Wertham's crusade seems quaint and silly today, but it was not at the time. Psychiatry at the time believed almost exclusively in nurture; that bad people were bad because of influences, not nature. That juvenile delinquency was caused by exposure to bad things and corrupting influence, and that criminals were only that way because they were taught to be. Prison became about reforming and socializing, not punishing.
Wertham himself was a senior staffer at New York's Bellevue Mental Hygiene Clinic and before that the lead psychiatrist at Maryland's Johns Hopkins Hospital. He was very well respected and his ideas not ridiculed or considered absurd at all. There was testimony pointing out the poor research and shoddy work in his book and testimony, but his positions were not unusual at the time.

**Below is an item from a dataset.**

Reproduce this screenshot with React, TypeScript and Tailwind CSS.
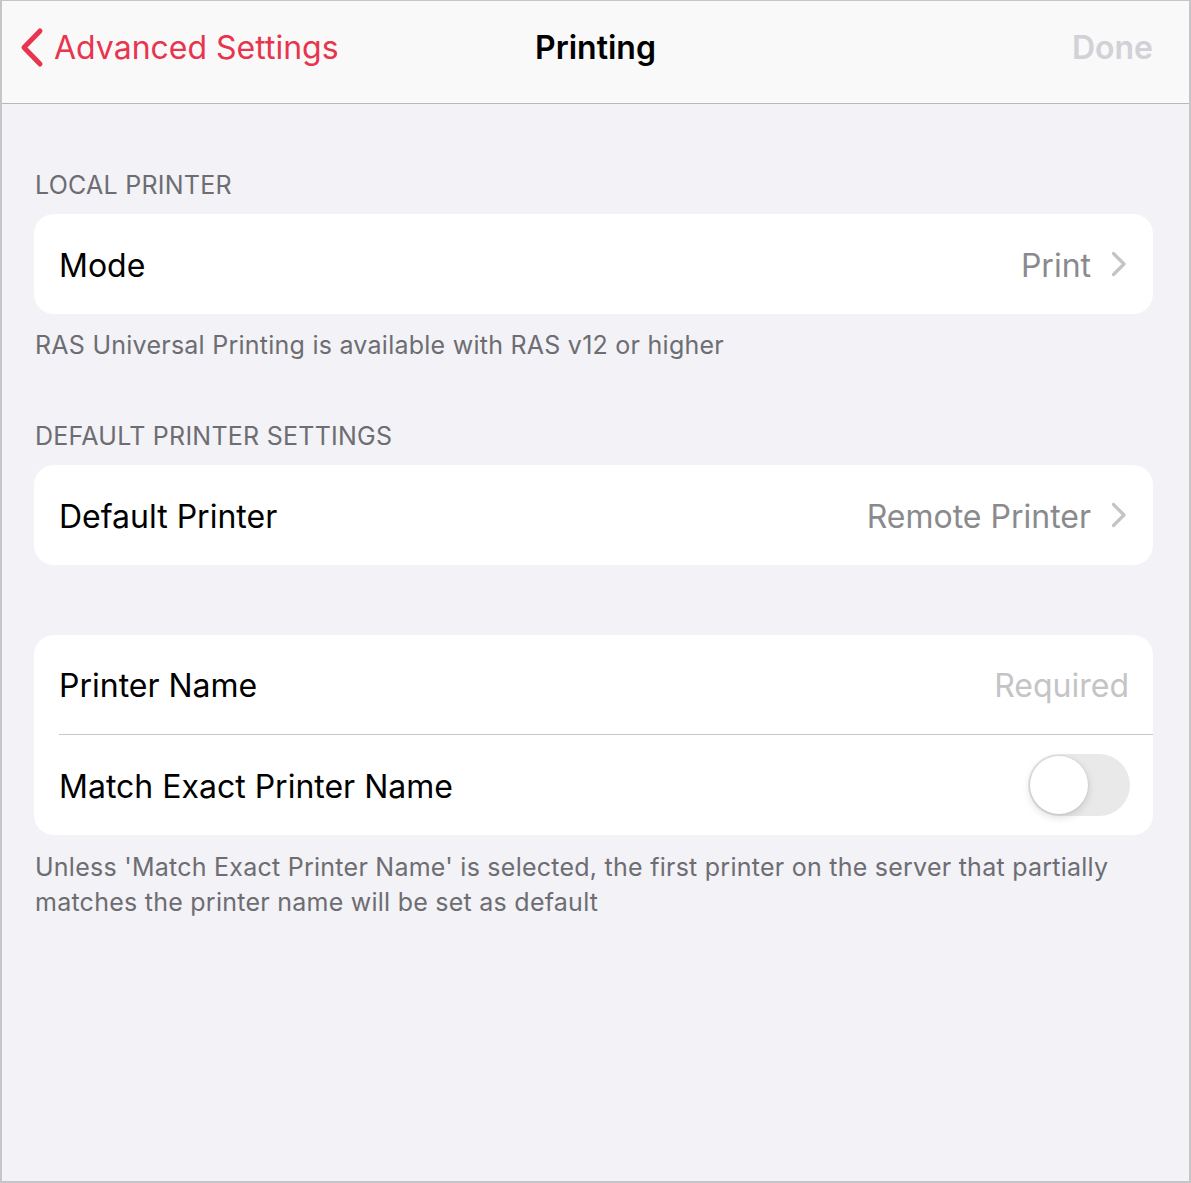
const font = { fontFamily: 'Inter, "Noto Sans", sans-serif' };

function Chevron() {
  return (
    <svg width="16" height="26" viewBox="0 0 16 26" fill="none">
      <path d="M2.5 2.5 L13 13 L2.5 23.5" stroke="#c4c4c7" strokeWidth="3.2" strokeLinecap="round" strokeLinejoin="round" />
    </svg>
  );
}

function SectionHeader({ title }: { title: string }) {
  return <div className="px-[33px] pb-[14px] text-[25px] leading-[30px] tracking-[0.25px] text-[#6d6d72]">{title}</div>;
}

function NavRow({ label, value }: { label: string; value: string }) {
  return (
    <div className="flex h-[100px] items-center justify-between pl-[25px] pr-[26px]">
      <span className="pt-[3px] text-[32px] text-black">{label}</span>
      <div className="flex items-center gap-[20px]">
        <span className="pt-[3px] text-[32px] text-[#8a8a8e]">{value}</span>
        <Chevron />
      </div>
    </div>
  );
}

export default function App() {
  return (
    <div className="h-[1183px] w-[1191px] overflow-hidden" style={font}>
      <div className="flex h-full flex-col border-2 border-t border-[#c6c6c8] bg-[#f2f2f7]">
        {/* nav bar */}
        <div className="relative flex h-[103px] shrink-0 items-center border-b border-[#b8b8bb] bg-[#f9f9f9] pb-[9px]">
          <div className="flex items-center pl-[16px] text-[#e8354d]">
            <svg width="30" height="44" viewBox="0 0 30 44" fill="none">
              <path d="M22 5 L6 21.5 L22 38" stroke="currentColor" strokeWidth="5" strokeLinecap="round" strokeLinejoin="round" />
            </svg>
            <span className="ml-[6px] text-[32px] leading-none">Advanced Settings</span>
          </div>
          <div className="absolute left-1/2 top-[27px] -translate-x-1/2 text-[32px] font-semibold leading-[40px] text-black">Printing</div>
          <div className="ml-auto pr-[36px] text-[32px] font-semibold text-[#d1d1d6]">Done</div>
        </div>

        <div className="pt-[66px]">
          <SectionHeader title="LOCAL PRINTER" />
          <div className="ml-[32px] mr-[36px] overflow-hidden rounded-[20px] bg-white">
            <NavRow label="Mode" value="Print" />
          </div>
          <div className="px-[33px] pt-[14px] text-[25px] leading-[35px] tracking-[0.25px] text-[#6d6d72]">
            RAS Universal Printing is available with RAS v12 or higher
          </div>

          <div className="pt-[58px]">
            <SectionHeader title="DEFAULT PRINTER SETTINGS" />
          </div>
          <div className="ml-[32px] mr-[36px] overflow-hidden rounded-[20px] bg-white">
            <NavRow label="Default Printer" value="Remote Printer" />
          </div>

          <div className="ml-[32px] mr-[36px] mt-[70px] overflow-hidden rounded-[20px] bg-white">
            <div className="flex h-[99px] items-center justify-between pl-[25px] pr-[24px] pt-[2px]">
              <span className="text-[32px] text-black">Printer Name</span>
              <span className="text-[32px] text-[#c4c4c6]">Required</span>
            </div>
            <div className="ml-[25px] h-px bg-[#c8c8cc]" />
            <div className="flex h-[100px] items-center justify-between pl-[25px] pr-[23px]">
              <span className="pt-[3px] text-[32px] text-black">Match Exact Printer Name</span>
              <div className="relative h-[62px] w-[102px] rounded-full bg-[#e9e9ea]">
                <div className="absolute left-[2px] top-[2px] h-[58px] w-[58px] rounded-full bg-white shadow-[0_3px_8px_rgba(0,0,0,0.15),0_0_0_1px_rgba(0,0,0,0.04)]" />
              </div>
            </div>
          </div>
          <div className="px-[33px] pt-[15px] text-[25px] leading-[35px] tracking-[0.25px] text-[#6d6d72]">
            Unless 'Match Exact Printer Name' is selected, the first printer on the server that partially matches the printer name will be set as default
          </div>
        </div>
      </div>
    </div>
  );
}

Ultimately the whole comics crusade was just one more effort by frightened and concerned parents to find something, anything to blame for their kids instead of themselves and the changing culture. It was easier to blame movies, television, rock music, and comic books. Disengaged parents, loosening cultural values, an inability to answer and deal with children's questions, increasing leftist influence in education, and a trend toward rejecting tradition and past ethical absolutes were unacceptable blame. Better to find an easy to identify bad guy.
And ultimately, the whole thing fell apart. Few really thought comics were corrupting children, because even the most gory ones never actually showed
gore, only hinted, threatened, and suggested it. Even a particularly shocking (and effective) tale of Dr Frankenstein building a woman from body parts he harvested from victims he killed had all the killing and dismembering, then rebuilding, happen off panel, undepicted in the comics.

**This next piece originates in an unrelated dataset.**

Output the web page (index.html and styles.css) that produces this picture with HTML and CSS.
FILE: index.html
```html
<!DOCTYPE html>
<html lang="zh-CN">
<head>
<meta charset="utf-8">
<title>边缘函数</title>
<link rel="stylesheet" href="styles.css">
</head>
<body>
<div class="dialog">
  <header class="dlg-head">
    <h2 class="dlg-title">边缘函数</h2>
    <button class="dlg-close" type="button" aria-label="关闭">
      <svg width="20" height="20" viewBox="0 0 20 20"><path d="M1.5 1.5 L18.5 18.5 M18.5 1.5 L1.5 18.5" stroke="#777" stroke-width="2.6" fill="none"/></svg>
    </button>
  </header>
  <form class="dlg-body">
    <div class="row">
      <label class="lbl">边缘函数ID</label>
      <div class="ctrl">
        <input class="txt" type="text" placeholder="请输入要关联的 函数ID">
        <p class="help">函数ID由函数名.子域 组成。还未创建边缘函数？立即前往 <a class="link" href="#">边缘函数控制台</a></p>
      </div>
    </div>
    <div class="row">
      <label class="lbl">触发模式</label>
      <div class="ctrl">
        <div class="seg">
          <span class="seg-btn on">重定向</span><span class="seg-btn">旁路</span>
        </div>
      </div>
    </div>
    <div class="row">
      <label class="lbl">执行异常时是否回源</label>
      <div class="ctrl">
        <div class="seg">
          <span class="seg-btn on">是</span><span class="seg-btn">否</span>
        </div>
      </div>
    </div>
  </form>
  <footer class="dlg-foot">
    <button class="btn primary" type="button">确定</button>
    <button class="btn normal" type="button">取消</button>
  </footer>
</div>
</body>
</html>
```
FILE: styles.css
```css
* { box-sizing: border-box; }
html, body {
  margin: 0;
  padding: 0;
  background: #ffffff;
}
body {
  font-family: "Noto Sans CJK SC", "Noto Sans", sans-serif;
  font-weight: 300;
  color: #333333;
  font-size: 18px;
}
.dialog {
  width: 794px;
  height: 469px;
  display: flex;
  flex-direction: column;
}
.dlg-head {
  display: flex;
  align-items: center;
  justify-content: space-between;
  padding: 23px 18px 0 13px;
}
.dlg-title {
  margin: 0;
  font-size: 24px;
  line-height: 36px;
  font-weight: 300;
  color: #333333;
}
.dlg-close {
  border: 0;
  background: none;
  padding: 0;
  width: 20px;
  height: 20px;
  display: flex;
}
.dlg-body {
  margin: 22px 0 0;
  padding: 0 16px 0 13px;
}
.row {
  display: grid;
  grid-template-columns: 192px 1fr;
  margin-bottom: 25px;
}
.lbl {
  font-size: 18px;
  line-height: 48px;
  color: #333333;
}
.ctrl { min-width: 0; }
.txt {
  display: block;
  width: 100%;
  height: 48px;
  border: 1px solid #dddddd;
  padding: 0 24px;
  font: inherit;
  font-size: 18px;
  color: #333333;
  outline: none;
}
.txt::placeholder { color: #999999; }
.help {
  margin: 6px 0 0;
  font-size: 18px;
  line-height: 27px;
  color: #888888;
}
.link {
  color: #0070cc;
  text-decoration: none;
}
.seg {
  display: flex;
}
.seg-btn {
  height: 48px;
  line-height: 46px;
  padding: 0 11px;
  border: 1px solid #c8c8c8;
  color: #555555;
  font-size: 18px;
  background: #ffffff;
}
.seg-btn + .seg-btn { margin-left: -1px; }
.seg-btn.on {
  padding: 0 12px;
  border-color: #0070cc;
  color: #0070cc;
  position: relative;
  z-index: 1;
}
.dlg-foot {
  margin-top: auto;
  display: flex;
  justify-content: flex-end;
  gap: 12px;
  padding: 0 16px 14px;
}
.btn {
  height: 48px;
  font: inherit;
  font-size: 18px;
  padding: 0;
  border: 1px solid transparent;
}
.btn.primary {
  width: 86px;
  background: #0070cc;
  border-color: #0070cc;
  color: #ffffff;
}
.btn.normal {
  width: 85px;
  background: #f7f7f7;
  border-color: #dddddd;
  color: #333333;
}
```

But the result was comics became incredibly bland, choked off, and uncreative to the point of absurdity. Those wanton temptresses Betty and Veronica from Archie comics were put in baggier outfits. Images that remotely suggested anything adult were excised, cleavages were covered up, and so on.

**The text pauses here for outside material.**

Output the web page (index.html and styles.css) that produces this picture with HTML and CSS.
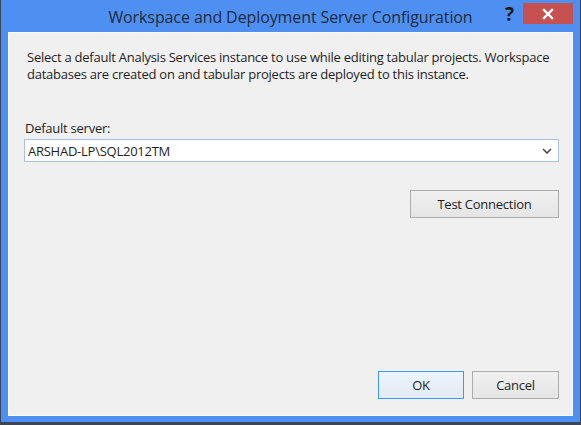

Of course, these days comics have gone berserk the opposite direction, as the pendulum swings. Now sexual content, horrific gore, nudity, drug use, foul language, and all sorts of perversity are shown in comics. Homosexual main characters are trumpeted as some sort of great leap forward in progress, alleged heroes mangle and murder their enemies, and even Batman shrugs when his son decapitates a villain and brings the head home to show off to daddy.
Is this having a negative effect on teenagers and kids? I doubt its having any effect at all - comics are more focused on late teens up to readers in their thirties. They've pretty well abandoned the kids market and are losing readers pretty steadily to other media and entertainment options.
While comic book movies are making huge money, that's not translating into greater sales for comics overall. People seem content to just watch a film rather than lay out 4-5 bucks for a comic once a month.
But the general belief that the Comic Book Crusade was some kind of right wing fanaticism, possibly tied in to the red scare which happened not long before, is without merit.